═══ Records to process ═══

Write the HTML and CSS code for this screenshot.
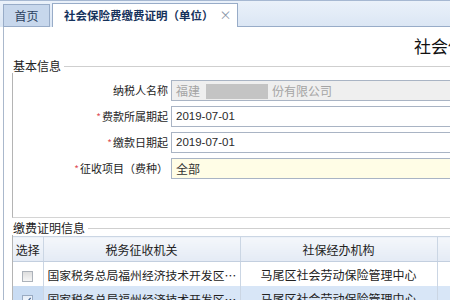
FILE: index.html
```html
<!DOCTYPE html>
<html lang="zh-CN">
<head>
<meta charset="utf-8">
<title>社会保险费缴费证明（单位）</title>
<link rel="stylesheet" href="styles.css">
</head>
<body>
<div class="tabs">
  <div class="tab home">首页</div>
  <div class="tab active">社会保险费缴费证明（单位）<span class="close">×</span></div>
  <div class="tab-rest"></div>
</div>
<div class="panel">
  <h1 class="title">社会保险费缴费证明</h1>
  <fieldset class="group basic">
    <legend>基本信息</legend>
    <div class="form">
      <label class="lbl">纳税人名称</label>
      <div class="input readonly">福建<span class="mask"></span>份有限公司</div>
      <label class="lbl"><i class="req">*</i>费款所属期起</label>
      <div class="input date">2019-07-01</div>
      <label class="lbl"><i class="req">*</i>缴款日期起</label>
      <div class="input date">2019-07-01</div>
      <label class="lbl"><i class="req">*</i>征收项目（费种）</label>
      <div class="input select">全部</div>
    </div>
  </fieldset>
  <fieldset class="group list">
    <legend>缴费证明信息</legend>
    <table class="grid">
      <colgroup>
        <col class="c-sel">
        <col class="c-org">
        <col class="c-org">
        <col class="c-more">
      </colgroup>
      <thead>
        <tr>
          <th>选择</th>
          <th>税务征收机关</th>
          <th>社保经办机构</th>
          <th></th>
        </tr>
      </thead>
      <tbody>
        <tr>
          <td class="sel"><span class="cb"></span></td>
          <td class="left"><div class="ell">国家税务总局福州经济技术开发区税务局</div></td>
          <td>马尾区社会劳动保险管理中心</td>
          <td></td>
        </tr>
        <tr class="selected">
          <td class="sel"><span class="cb checked"><svg viewBox="0 0 10 10" width="9" height="9"><path d="M1.5 5 L4 7.5 L8.5 2" fill="none" stroke="#4a6a96" stroke-width="1.4"/></svg></span></td>
          <td class="left"><div class="ell">国家税务总局福州经济技术开发区税务局</div></td>
          <td>马尾区社会劳动保险管理中心</td>
          <td></td>
        </tr>
      </tbody>
    </table>
  </fieldset>
</div>
</body>
</html>
```
FILE: styles.css
```css
html, body {
  margin: 0;
  padding: 0;
  overflow: hidden;
  background: #fff;
}
body {
  width: 1000px;
  font-family: "Noto Sans CJK SC", "Liberation Sans", sans-serif;
  font-size: 12px;
  color: #222;
}
.tabs {
  display: flex;
  align-items: flex-end;
  height: 26px;
  border-top: 1px solid #a6b8d2;
  background: linear-gradient(#eaf1fa, #dbe6f4);
  padding-left: 3px;
}
.tab {
  height: 23px;
  line-height: 22px;
  box-sizing: border-box;
  border: 1px solid #98acc8;
  border-bottom: none;
  white-space: nowrap;
}
.tab.home {
  width: 47px;
  text-align: center;
  background: #c7d7ec;
  color: #2b3f5e;
  border-bottom: 1px solid #98acc8;
}
.tab.active {
  margin-left: 2px;
  width: 186px;
  padding: 0 0 0 11px;
  background: #fff;
  font-weight: bold;
  font-size: 11.5px;
  color: #16325c;
  height: 24px;
}
.close {
  font-weight: normal;
  color: #8a96a8;
  margin-left: 6px;
  font-size: 12px;
}
.tab-rest {
  flex: 1;
  align-self: stretch;
  border-bottom: 1px solid #98acc8;
}
.panel {
  margin-left: 3px;
  width: 973px;
  border-left: 1px solid #aab8cc;
  min-height: 280px;
}
.title {
  margin: 0;
  padding-top: 9px;
  height: 20px;
  line-height: 20px;
  font-size: 17px;
  font-weight: normal;
  color: #111;
  text-align: center;
}
.group {
  margin: 3px 0 0 8px;
  padding: 0;
  border: none;
  border-top: 1px solid #cfcfcf;
  border-left: 1px solid #b4b4b4;
  min-width: 0;
}
.group legend {
  padding: 0 3px 0 1px;
  margin-left: -1px;
  font-size: 12px;
  line-height: 14px;
  color: #222;
}
.basic {
  padding: 7px 0 38px 0;
  border-bottom: 1px solid #d4d4d4;
}
.form {
  display: grid;
  grid-template-columns: 155px 1fr;
  column-gap: 3px;
  row-gap: 5px;
}
.lbl {
  text-align: right;
  font-size: 11px;
  line-height: 21px;
  color: #1e1e1e;
  white-space: nowrap;
}
.req {
  font-style: normal;
  color: #e0505a;
  font-size: 10px;
  margin-right: 1px;
}
.input {
  height: 21px;
  box-sizing: border-box;
  border: 1px solid #a9b4c4;
  padding-left: 4px;
  line-height: 19px;
  font-size: 12px;
  color: #333;
  white-space: nowrap;
}
.input.readonly {
  background: #efefef;
  color: #a4a4a4;
}
.mask {
  display: inline-block;
  width: 62px;
  height: 15px;
  background: #c4c4c4;
  vertical-align: -3px;
  margin: 0 4px 0 6px;
}
.input.date {
  font-family: "Liberation Sans", sans-serif;
  font-size: 11.5px;
  color: #2a2a2a;
}
.input.select {
  background: #fffde6;
}
.list {
  margin-top: 3px;
  padding: 1px 0 0 0;
}
.grid {
  border-collapse: collapse;
  table-layout: fixed;
  width: 623px;
  font-size: 12px;
}
.c-sel { width: 30px; }
.c-org { width: 197px; }
.c-more { width: 199px; }
.grid th, .grid td {
  padding: 0;
  text-align: center;
  border-right: 1px solid #cbd6e4;
  height: 24px;
  color: #222;
  white-space: nowrap;
  overflow: hidden;
}
.grid th {
  font-weight: normal;
  background: linear-gradient(#f4f7fb, #e4ebf5);
  border-top: 1px solid #cbd6e4;
  border-bottom: 1px solid #c3cfdf;
}
.grid td.left {
  text-align: left;
  padding-left: 4px;
}
.ell {
  overflow: hidden;
  text-overflow: ellipsis;
  white-space: nowrap;
  font-size: 11.8px;
}
.selected td {
  background: #d8e6f7;
}
.selected td.sel {
  background: #c9dcf3;
}
.cb {
  display: inline-flex;
  align-items: center;
  justify-content: center;
  width: 11px;
  height: 11px;
  box-sizing: border-box;
  border: 1px solid #acb2ba;
  background: linear-gradient(#dedede, #f6f6f6);
  vertical-align: middle;
}
.cb.checked {
  background: linear-gradient(#e6eef8, #fafcff);
  border-color: #9aabc2;
}
```
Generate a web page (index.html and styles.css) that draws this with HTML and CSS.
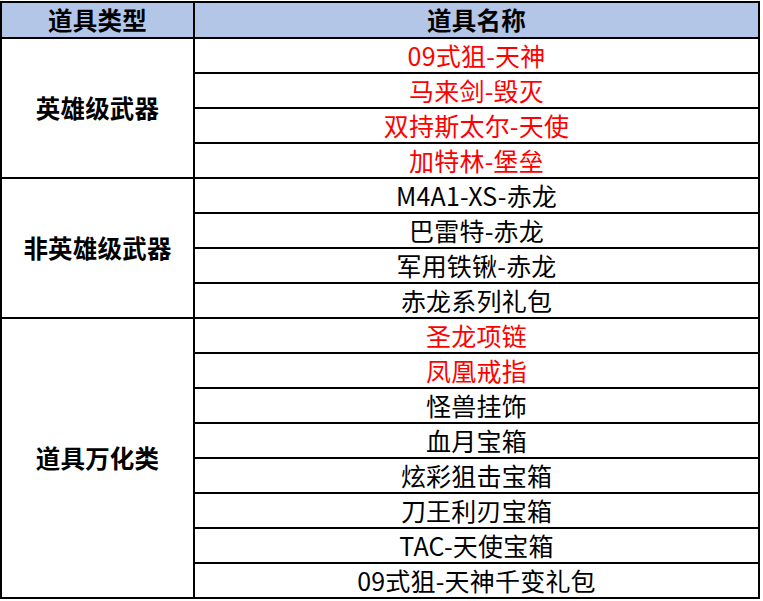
FILE: index.html
```html
<!DOCTYPE html>
<html lang="zh">
<head>
<meta charset="utf-8">
<title>道具</title>
<link rel="stylesheet" href="styles.css">
</head>
<body>
<div class="sheet">
  <div class="cell head">道具类型</div>
  <div class="cell head">道具名称</div>

  <div class="cell group g4">英雄级武器</div>
  <div class="cell red">09式狙-天神</div>
  <div class="cell red">马来剑-毁灭</div>
  <div class="cell red">双持斯太尔-天使</div>
  <div class="cell red">加特林-堡垒</div>

  <div class="cell group g4">非英雄级武器</div>
  <div class="cell">M4A1-XS-赤龙</div>
  <div class="cell">巴雷特-赤龙</div>
  <div class="cell">军用铁锹-赤龙</div>
  <div class="cell">赤龙系列礼包</div>

  <div class="cell group g8">道具万化类</div>
  <div class="cell red">圣龙项链</div>
  <div class="cell red">凤凰戒指</div>
  <div class="cell">怪兽挂饰</div>
  <div class="cell">血月宝箱</div>
  <div class="cell">炫彩狙击宝箱</div>
  <div class="cell">刀王利刃宝箱</div>
  <div class="cell">TAC-天使宝箱</div>
  <div class="cell">09式狙-天神千变礼包</div>
</div>
</body>
</html>
```
FILE: styles.css
```css
html, body {
  margin: 0;
  padding: 0;
  background: #ffffff;
}
body {
  padding-top: 1px;
  font-family: "Noto Sans CJK SC", "Noto Sans", sans-serif;
  color: #000;
}
.sheet {
  width: 760px;
  box-sizing: border-box;
  display: grid;
  grid-template-columns: 193px 565px;
  grid-template-rows: 36px repeat(16, 35px);
  border-left: 2px solid #000;
  border-top: 2px solid #000;
}
.cell {
  box-sizing: border-box;
  border-right: 2px solid #000;
  border-bottom: 2px solid #000;
  display: flex;
  align-items: center;
  justify-content: center;
  font-size: 25px;
  line-height: 1;
  white-space: nowrap;
  letter-spacing: 0.2px;
}
.head {
  background: #b4c6e7;
  font-weight: bold;
  font-size: 24.5px;
}
.group {
  font-weight: bold;
  font-size: 24.5px;
  grid-column: 1;
}
.g4 { grid-row: span 4; }
.g8 { grid-row: span 8; }
.red { color: #ff0000; }
```
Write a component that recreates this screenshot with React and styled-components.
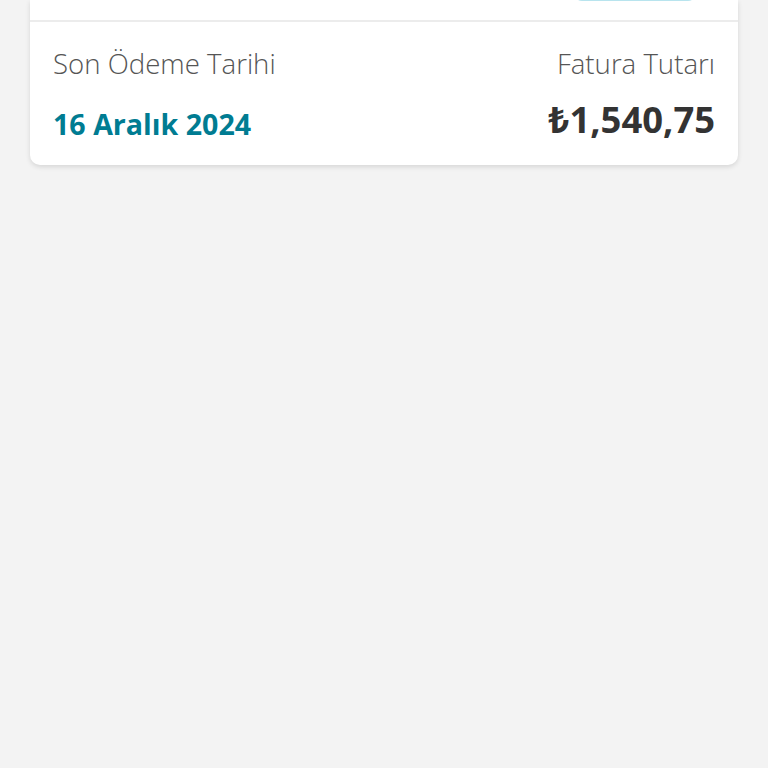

═══

**Work required**
Pick out the lines containing the string "this".

**Task solution**
Write the HTML and CSS code for this screenshot.
Generate a web page (index.html and styles.css) that draws this with HTML and CSS.
Write a component that recreates this screenshot with React and styled-components.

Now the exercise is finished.